Le jeudi 9 juillet 1998


L'épicerie de quartier
Pierre Foglia, La Presse, Mondial 98

SAINT-DENIS

Voilà la France en finale pour la première fois de son histoire. La première fois depuis que le Mondial existe, depuis 1930. Même moi je n'étais pas né en 1930.

Pour vous mettre dans l'ambiance imaginez que le Canadien n'ait jamais participé à la finale de la Coupe Stanley. Ça se peut pas ? Si ça se peut. Forcez-vous, Imaginez. Pas une fois en finale en soixante ans, mais là, ça y est, il y est. Imaginez encore que l'entraîneur qui a mené le Canadien à la finale soit un nouvel entraîneur, le plus moyen, le plus effacé des Québécois, mettons Alphonse Dandurand que vous ne connaissez pas, moi non plus, personne ne le connaissait. Au début de la saison tous les journalistes disaient qu'il était nul, drabe, et que l'équipe n'irait nulle part avec cet éteignoir à la barre.

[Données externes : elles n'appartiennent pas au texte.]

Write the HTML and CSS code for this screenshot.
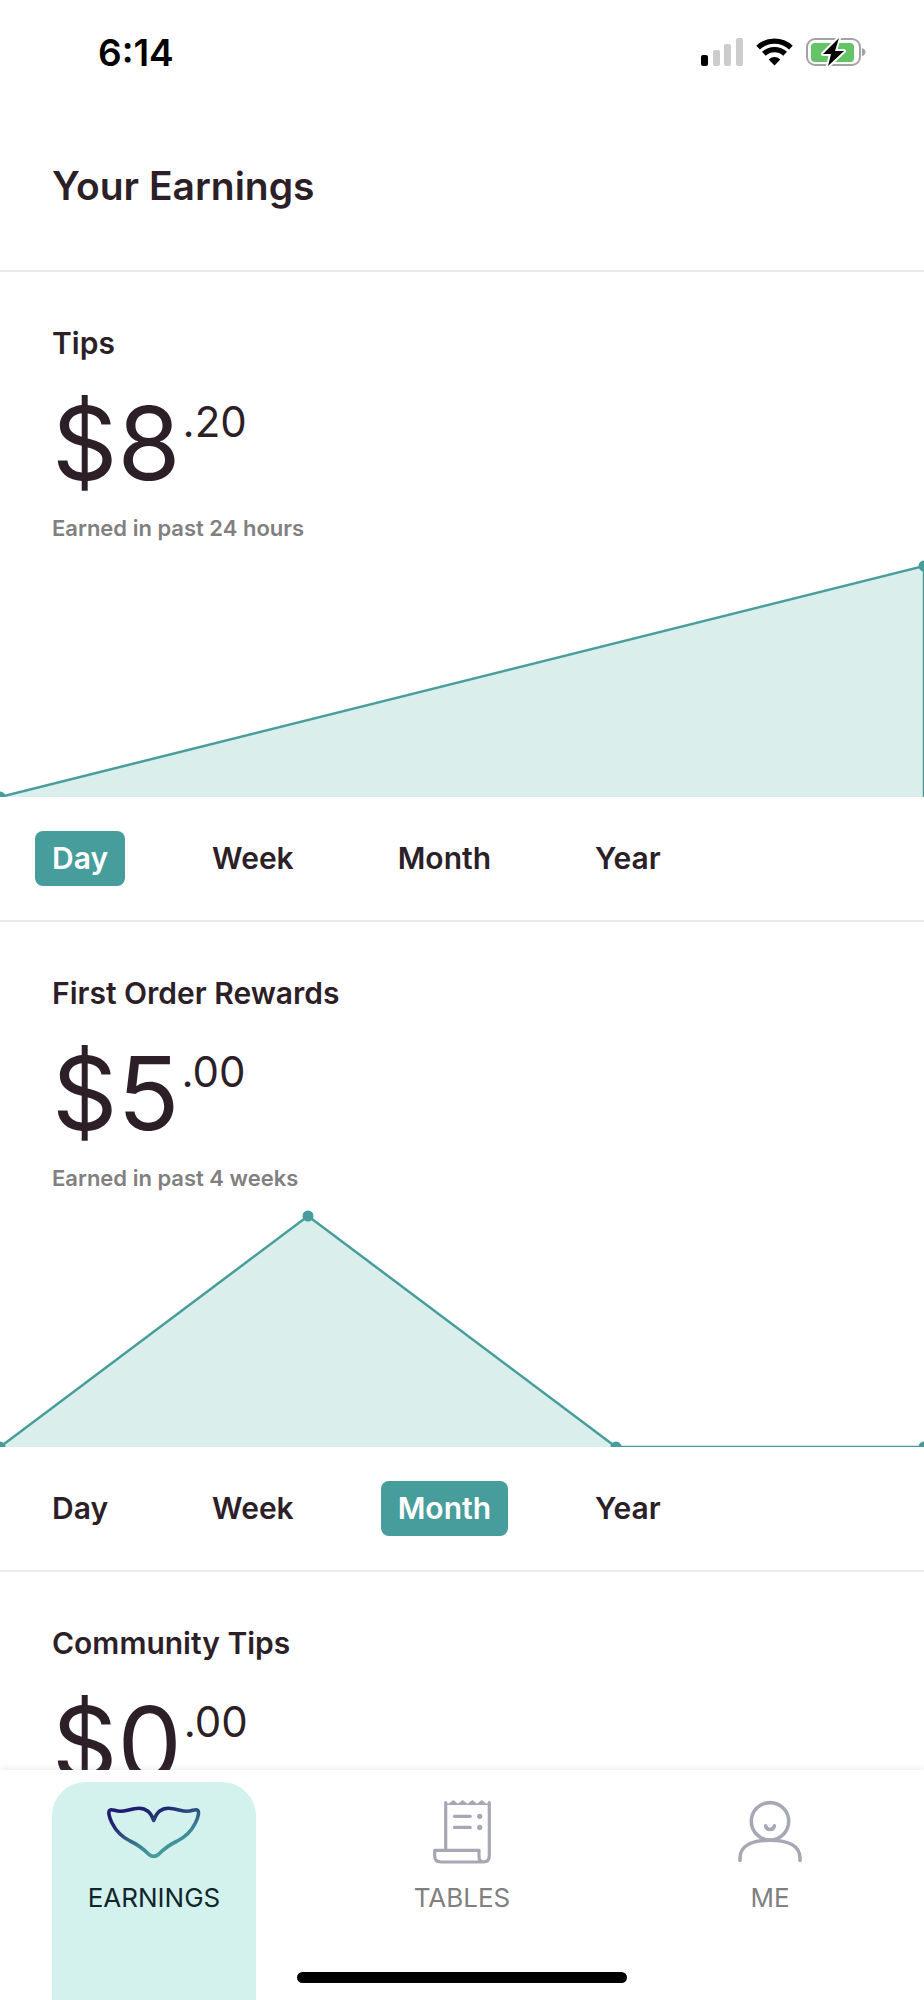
FILE: index.html
```html
<!DOCTYPE html>
<html lang="en">
<head>
  <meta charset="UTF-8">
  <meta name="viewport" content="width=device-width, initial-scale=1.0">
  <title>Your Earnings</title>
  <link rel="stylesheet" href="styles.css">
</head>
<body>
  <div class="status-bar">
    <span class="time">6:14</span>
    <div class="status-icons">
      <svg width="42" height="28" viewBox="0 0 42 28">
        <rect x="0" y="17" width="7" height="11" rx="2" fill="#000"/>
        <rect x="12" y="12" width="7" height="16" rx="2" fill="#ccc"/>
        <rect x="23" y="6" width="7" height="22" rx="2" fill="#ccc"/>
        <rect x="35" y="0" width="7" height="28" rx="2" fill="#ccc"/>
      </svg>
      <svg width="37" height="28" viewBox="0 0 37 28">
        <path d="M2.1 9.6A24 24 0 0 1 34.9 9.6M7.9 15.8A15.5 15.5 0 0 1 29.1 15.8" fill="none" stroke="#000" stroke-width="5.4"/>
        <path d="M18.5 27.6L12.7 21.4Q18.5 16.8 24.3 21.4Z" fill="#000"/>
      </svg>
      <svg width="60" height="32" viewBox="0 0 60 32">
        <rect x="1" y="3" width="53" height="26" rx="8" fill="none" stroke="#a3a3a3" stroke-width="2"/>
        <path d="M56 12Q59.5 13 59.5 16T56 20Z" fill="#a3a3a3"/>
        <rect x="5" y="7" width="43" height="19" rx="4" fill="#65c466"/>
        <path d="M33 2L17 18H25L22 30L38 15H29Z" fill="#000" stroke="#fff" stroke-width="4" paint-order="stroke" stroke-linejoin="round"/>
      </svg>
    </div>
  </div>

  <header class="header">
    <h1>Your Earnings</h1>
  </header>

  <main class="content">
    <section class="card">
      <div class="summary">
        <h2>Tips</h2>
        <p class="amount">$8<span class="cents">.20</span></p>
        <p class="caption">Earned in past 24 hours</p>
      </div>
      <svg class="chart" viewBox="0 0 924 240">
        <polygon class="area" points="0,240 924,9 924,240"/>
        <polyline class="line" points="0,240 924,9 924,240"/>
        <circle class="dot" cx="0" cy="240" r="5.5"/>
        <circle class="dot" cx="924" cy="9" r="5.5"/>
      </svg>
      <div class="periods">
        <button class="period active">Day</button>
        <button class="period">Week</button>
        <button class="period">Month</button>
        <button class="period">Year</button>
      </div>
    </section>

    <section class="card">
      <div class="summary">
        <h2>First Order Rewards</h2>
        <p class="amount">$5<span class="cents">.00</span></p>
        <p class="caption">Earned in past 4 weeks</p>
      </div>
      <svg class="chart" viewBox="0 0 924 240">
        <polygon class="area" points="0,240 308,9 616,240"/>
        <polyline class="line" points="0,240 308,9 616,240 924,240"/>
        <circle class="dot" cx="0" cy="240" r="5.5"/>
        <circle class="dot" cx="308" cy="9" r="5.5"/>
        <circle class="dot" cx="616" cy="240" r="5.5"/>
        <circle class="dot" cx="924" cy="240" r="5.5"/>
      </svg>
      <div class="periods">
        <button class="period">Day</button>
        <button class="period">Week</button>
        <button class="period active">Month</button>
        <button class="period">Year</button>
      </div>
    </section>

    <section class="card">
      <div class="summary">
        <h2>Community Tips</h2>
        <p class="amount">$0<span class="cents">.00</span></p>
      </div>
    </section>
  </main>

  <nav class="tab-bar">
    <a href="#" class="tab active">
      <svg width="96" height="66" viewBox="0 0 96 66" fill="none">
        <defs>
          <linearGradient id="tail" x1="30" y1="8" x2="48" y2="58" gradientUnits="userSpaceOnUse">
            <stop offset="0" stop-color="#211b72"/>
            <stop offset="0.2" stop-color="#21266f"/>
            <stop offset="0.75" stop-color="#3d8797"/>
            <stop offset="1" stop-color="#479d9b"/>
          </linearGradient>
        </defs>
        <path d="M47.7 21.5C45 13.5 40 9.3 33 9.3C26 9.3 20 12.3 14.5 12.3C9.5 12.3 7 10.3 4.5 10.9C1.5 11.8 3 18 6 24C10 32 17 38.5 24 42C34 46.5 38 50.5 43 55.5Q47.7 59.2 52.4 55.5C57.4 50.5 61.4 46.5 71.4 42C78.4 38.5 85.4 32 89.4 24C92.4 18 93.9 11.8 90.9 10.9C88.4 10.3 85.9 12.3 80.9 12.3C75.4 12.3 69.4 9.3 62.4 9.3C55.4 9.3 50.4 13.5 47.7 21.5Z" stroke="url(#tail)" stroke-width="3.6" stroke-linejoin="round"/>
      </svg>
      EARNINGS
    </a>
    <a href="#" class="tab">
      <svg width="64" height="66" viewBox="0 0 64 66" fill="none" stroke="#a6a9b5" stroke-width="3.2" stroke-linecap="round" stroke-linejoin="round">
        <path d="M15.7 51V3.5M59.3 3.5V57Q59.3 63 53 63H11Q4.7 63 4.7 57V51.3H49V58Q49 63 54 63"/>
        <path d="M15 6V3L18.5 4.8L23.3 1L28 4.8L32.7 1L37.5 4.8L42.3 1L47 4.8L51.7 1L56.5 4.8L60 3V6Z" fill="#a6a9b5" stroke="none"/>
        <path d="M24.5 17.3H40.2M24.5 28.4H40.2"/>
        <circle cx="49.7" cy="17.3" r="2.6" fill="#a6a9b5" stroke="none"/>
        <circle cx="49.7" cy="28.4" r="2.6" fill="#a6a9b5" stroke="none"/>
      </svg>
      TABLES
    </a>
    <a href="#" class="tab">
      <svg width="64" height="66" viewBox="0 0 64 66" fill="none" stroke="#a6a9b5" stroke-width="3.6" stroke-linecap="round">
        <circle cx="32" cy="22.3" r="18.7"/>
        <path d="M2 61.5V59C2 47.5 13 41.3 32 41.3S62 47.5 62 59V61.5"/>
        <path d="M27.7 26.8C28.2 31.8 35.8 31.8 36.3 26.8"/>
      </svg>
      ME
    </a>
    <span class="home-indicator"></span>
  </nav>
</body>
</html>
```

FILE: styles.css
```css
* {
  box-sizing: border-box;
}
body {
  font-family: Inter, sans-serif;
  color: #2d1f28;
  background-color: #fff;
  margin: 0;
  height: 100vh;
  display: flex;
  flex-direction: column;
}
h1, h2, p {
  margin: 0;
}
.status-bar {
  display: flex;
  flex-shrink: 0;
  align-items: center;
  justify-content: space-between;
  height: 104px;
  padding: 0 58px 0 98px;
}
.time {
  color: #000;
  font-size: 37px;
  font-weight: 600;
}
.status-icons {
  display: flex;
  align-items: center;
  gap: 13px;
}
.header {
  flex-shrink: 0;
  padding: 58px 52px 60px;
  border-bottom: 2px solid #e8e8ee;
}
.header h1 {
  font-size: 39px;
  font-weight: 600;
  line-height: 48px;
}
.content {
  flex: 1;
  min-height: 0;
  overflow-y: auto;
  scrollbar-width: none;
}
.card {
  border-bottom: 2px solid #e8e8ee;
}
.summary {
  padding: 53px 52px 16px;
}
.summary h2 {
  font-size: 30px;
  font-weight: 600;
  line-height: 36px;
}
.amount {
  display: flex;
  align-items: flex-start;
  gap: 2px;
  margin: 30px 0 20px;
  font-size: 102px;
  line-height: 104px;
}
.cents {
  font-size: 42px;
  line-height: 62px;
}
.caption {
  color: #808080;
  font-size: 22px;
  font-weight: 600;
  line-height: 26px;
}
.chart {
  display: block;
  width: 100%;
}
.area {
  fill: #daeeeb;
}
.line {
  fill: none;
  stroke: #479d9b;
  stroke-width: 2.5;
}
.dot {
  fill: #479d9b;
}
.periods {
  display: flex;
  gap: 70px;
  padding: 34px 35px;
}
.period {
  background: none;
  color: #2d1f28;
  border: none;
  border-radius: 8px;
  padding: 0 17px;
  font-family: inherit;
  font-size: 30px;
  font-weight: 600;
  line-height: 55px;
  cursor: pointer;
}
.period.active {
  background-color: #479d9b;
  color: #fff;
}
.tab-bar {
  position: relative;
  display: grid;
  grid-template-columns: repeat(3, 1fr);
  flex-shrink: 0;
  padding-top: 12px;
  background-color: #fff;
  box-shadow: 0 0 8px rgba(100, 110, 140, 0.2);
}
.tab {
  display: flex;
  flex-direction: column;
  align-items: center;
  gap: 17px;
  margin: 0 52px;
  padding: 17px 0 86px;
  border-radius: 34px 34px 0 0;
  color: #808080;
  font-size: 26px;
  line-height: 32px;
  text-decoration: none;
}
.tab.active {
  background-color: #d3f1ed;
  color: #12262b;
}
.home-indicator {
  position: absolute;
  bottom: 17px;
  left: 50%;
  width: 330px;
  height: 11px;
  margin-left: -165px;
  border-radius: 6px;
  background-color: #000;
}
```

C'est exactement ce qui s'est passé dans ce Mondial. Un modeste, un effacé ( bref un éteignoir selon les journalistes ) a mené la France, pour la première fois de son histoire, en finale du Mondial.

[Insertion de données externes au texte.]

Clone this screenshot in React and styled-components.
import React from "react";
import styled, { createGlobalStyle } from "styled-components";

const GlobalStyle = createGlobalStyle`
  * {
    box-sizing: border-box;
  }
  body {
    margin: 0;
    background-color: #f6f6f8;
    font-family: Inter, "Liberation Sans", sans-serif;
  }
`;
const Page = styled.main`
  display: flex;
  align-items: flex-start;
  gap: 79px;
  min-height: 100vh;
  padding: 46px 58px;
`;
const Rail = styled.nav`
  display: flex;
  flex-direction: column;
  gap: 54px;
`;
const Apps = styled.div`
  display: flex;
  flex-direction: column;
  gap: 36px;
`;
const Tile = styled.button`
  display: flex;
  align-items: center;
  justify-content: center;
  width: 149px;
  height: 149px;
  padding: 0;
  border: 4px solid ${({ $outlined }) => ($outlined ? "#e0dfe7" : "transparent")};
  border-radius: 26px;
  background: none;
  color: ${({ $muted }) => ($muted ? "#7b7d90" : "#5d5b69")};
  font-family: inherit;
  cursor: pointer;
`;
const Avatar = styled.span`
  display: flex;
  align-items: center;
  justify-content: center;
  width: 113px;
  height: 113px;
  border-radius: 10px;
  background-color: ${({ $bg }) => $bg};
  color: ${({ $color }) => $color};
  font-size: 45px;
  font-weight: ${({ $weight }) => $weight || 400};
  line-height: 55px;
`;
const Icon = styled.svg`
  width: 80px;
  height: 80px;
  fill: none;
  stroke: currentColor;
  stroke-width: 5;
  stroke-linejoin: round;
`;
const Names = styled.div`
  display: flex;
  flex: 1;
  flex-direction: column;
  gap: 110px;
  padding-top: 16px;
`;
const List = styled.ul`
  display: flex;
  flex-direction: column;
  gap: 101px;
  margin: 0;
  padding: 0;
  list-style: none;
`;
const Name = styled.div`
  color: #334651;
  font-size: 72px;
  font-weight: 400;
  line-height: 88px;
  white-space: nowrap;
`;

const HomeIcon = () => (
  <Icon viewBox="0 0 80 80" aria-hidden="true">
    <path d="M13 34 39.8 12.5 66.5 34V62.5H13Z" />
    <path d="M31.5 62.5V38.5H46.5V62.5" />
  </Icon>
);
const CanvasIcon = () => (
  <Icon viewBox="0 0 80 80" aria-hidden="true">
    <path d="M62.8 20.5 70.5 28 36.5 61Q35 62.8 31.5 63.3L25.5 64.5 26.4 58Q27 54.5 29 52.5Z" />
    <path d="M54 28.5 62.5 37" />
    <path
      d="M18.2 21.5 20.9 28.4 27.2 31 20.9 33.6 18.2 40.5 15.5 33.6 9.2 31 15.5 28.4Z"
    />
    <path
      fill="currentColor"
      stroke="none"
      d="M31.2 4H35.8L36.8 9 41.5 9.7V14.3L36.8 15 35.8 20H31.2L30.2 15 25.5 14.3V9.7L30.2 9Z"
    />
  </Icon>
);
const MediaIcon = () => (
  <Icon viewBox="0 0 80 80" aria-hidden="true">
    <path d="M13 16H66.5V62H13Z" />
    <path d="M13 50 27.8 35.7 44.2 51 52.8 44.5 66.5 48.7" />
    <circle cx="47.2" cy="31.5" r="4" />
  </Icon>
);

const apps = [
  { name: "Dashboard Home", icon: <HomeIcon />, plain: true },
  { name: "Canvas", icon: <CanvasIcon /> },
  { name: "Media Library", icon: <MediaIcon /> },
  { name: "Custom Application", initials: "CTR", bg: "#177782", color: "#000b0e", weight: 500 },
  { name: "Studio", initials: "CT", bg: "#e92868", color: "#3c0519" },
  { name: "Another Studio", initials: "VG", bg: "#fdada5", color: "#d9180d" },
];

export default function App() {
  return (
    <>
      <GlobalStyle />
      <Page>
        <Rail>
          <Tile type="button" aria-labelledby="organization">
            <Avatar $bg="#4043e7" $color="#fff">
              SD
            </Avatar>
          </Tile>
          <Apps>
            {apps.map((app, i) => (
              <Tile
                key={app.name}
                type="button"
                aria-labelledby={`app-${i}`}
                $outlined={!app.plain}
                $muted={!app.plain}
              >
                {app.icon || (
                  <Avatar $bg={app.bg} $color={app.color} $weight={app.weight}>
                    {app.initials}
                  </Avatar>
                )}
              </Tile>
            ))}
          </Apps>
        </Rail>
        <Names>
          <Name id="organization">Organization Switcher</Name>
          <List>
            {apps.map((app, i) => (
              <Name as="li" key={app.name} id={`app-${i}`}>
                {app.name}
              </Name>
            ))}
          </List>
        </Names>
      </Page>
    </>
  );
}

J'ai relevé avant le Mondial quelques-unes des gentillesses qui ont été écrites Jacquet.

Jérôme Bureau directeur de L'Équipe : " Aimé Jacquet n'est décidément pas l'homme de la situation. Nous attendions un leader qui donne du souffle, nous voilà avec un brave type qui soupire. "

Gérard Ejnès, directeur adjoint du même journal, " Ah ! mourir d'Aimé !... Aimé Jacquet, le désenchanteur, conduit cette équipe comme il mènerait une épicerie de quartier... "

Et bien voilà l'épicier en finale du Mondial.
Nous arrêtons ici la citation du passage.